FHFA Director: Mistake to Subject FHLBs & GSEs To Crisis Responsibility Fee
The acting head of the Federal Housing Finance Agency (FHFA) told congress yesterday that three key players in the housing market should be exempted from the Obama Administration's proposed Financial Crisis Responsibility Fee.
Acting Director Edward J. DeMarco told members of the Senate Finance Committee that applying the fee to the two government sponsored enterprises (GSEs) Fannie Mae and Freddie Mac, would effectively rob Peter to pay Paul. Requiring the Federal Home Loan Banks (FHLBs), to participate could materially affect their operation at a time when they are providing critical benefits to their members.
The Responsibility Fee was proposed in January in response to a requirement of the Emergency Economic Stabilization Act of 2008 that the President put forward a plan "that recoups from the financial industry an amount equal to the shortfall (created by the Troubled Assets Relief Program (TARP) in order to ensure that TARP does not add to the deficit or national debt." The fee is designed to raise sufficient revenue to offset the budget costs of TARP, and, by levying a fee on the liabilities of the largest financial firms, to provide a deterrent against excessive leverage. The fee would be applied to the largest banks, thrifts, holding companies, brokers and securities dealers that were eligible for TARP funds and would not applied to firms with consolidated assets of less than $50 billion. The fee is designed to be in place for up to ten years and to generate up to $117 billion for the U.S. Treasury.
While the stated intention of the fee is to repay the Treasury and deter excessive leveraging, an article in MND in January, speculated that another hidden agenda of the administration might be to drain out excessive reserves from the largest banks; in other words, a way to start fighting inflation before it becomes a bigger problem.
DeMarco told the senators that it was never the Administration's intention to apply the fee to Freddie Mac and Fannie Mae, the two corporations that have been in government receivership since September, 2008. Between them the two have received $110 billion in financial support from the Treasury, not through TARP but through Senior Preferred Stock Purchase Agreements (PSPAs). This week each announced their intention to request additional assistance, a total of $19 billion for the two.
According to the Acting Director, the PSPAs have worked as intended, helping to restore investor confidence in the housing market and allowing both home buyers and those needing to refinance to continue to obtain credit. The two GSEs guaranteed three-quarters of the mortgages originated in 2009.

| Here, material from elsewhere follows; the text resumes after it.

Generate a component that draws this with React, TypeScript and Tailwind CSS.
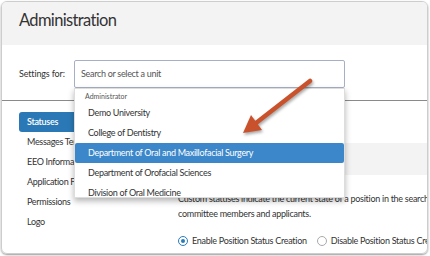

Citing the fragile financial condition of the GSEs, DeMarco said they should not be subject to the fee. First, they already have an obligation to pay a ten percent dividend to Treasury on draws made under the PSPAs and that obligation exceeds $1 billion each year for each company. These are dividends that are effectively paid by further draws on the Treasury. "So," he said, "we are already moving money from one government account to another." The second issue is the requirement under the Housing and Economic Recovery Act of 2008 that each of the GSEs contribute 4.2 basis points of the principal balance of new business purchases to support the Housing Trust Fund. Because of the financial condition of the Enterprises, FHFA has suspended these contributions. If made, they too would have been funded entirely by Treasury draws. Given their current financial condition and the ongoing support of Treasury, DeMarco said, "subjecting the Enterprises to the fee would not increase revenue to the Federal government."
DeMarco again stressed that operating in conservatorship cannot be long-term solution for the Enterprises that and their future roles, responsibilities, form, and structure are part of a national discussion. As decisions are made about these issues, "it may be appropriate to consider subjecting these institutions to a Financial Crisis Responsibility Fee just as part of the debate will undoubtedly touch on repayment of taxpayer funds used to provide financial support to the Enterprises," but at this point it is premature to subject the Enterprises to such a fee.
DeMarco also spoke to the inappropriateness of applying the fee to FHLBanks. As a member-owned cooperative, the Banks are owned by two groups - those banks that would themselves be subject to the fee and those that would not. Consequently, he said, assessing the fee on FHLBs would result in some combination of further increasing the fee that would be assessed on large institutions and imposing the fee on small ones that were, because of their size, explicitly exempted from the administration's proposal.
In a speech last month to directors of the 12 Federal Home Loan Banks, DeMarco had chided several of the banks for their recent focus on investments that would allow them to pay dividends to members rather than emphasizing the other benefits they could offer them, saying "If a member considers dividends to be the principal benefit of FHLBank membership, the member should ask itself why it has joined the System in the first place." He urged the directors to demonstrate the other benefits of system membership such as:
- access to funds for advances;
- the availability of other financial management products;
- correspondent banking services
- access to the Affordable Housing Program and community investment programs; and
- access to mortgage purchase programs.
DeMarco told the senators yesterday that, in addition to the fairness issue of assessing the fee, there are also questions of how such a fee would affect the banks including equity within the system, the availability of system funding the weak financial state of several member banks. If advances are included in the fee assessment base for other financial institutions, the operation and structure of some FHLBs could be materially affected which could reduce funding to affordable housing programs.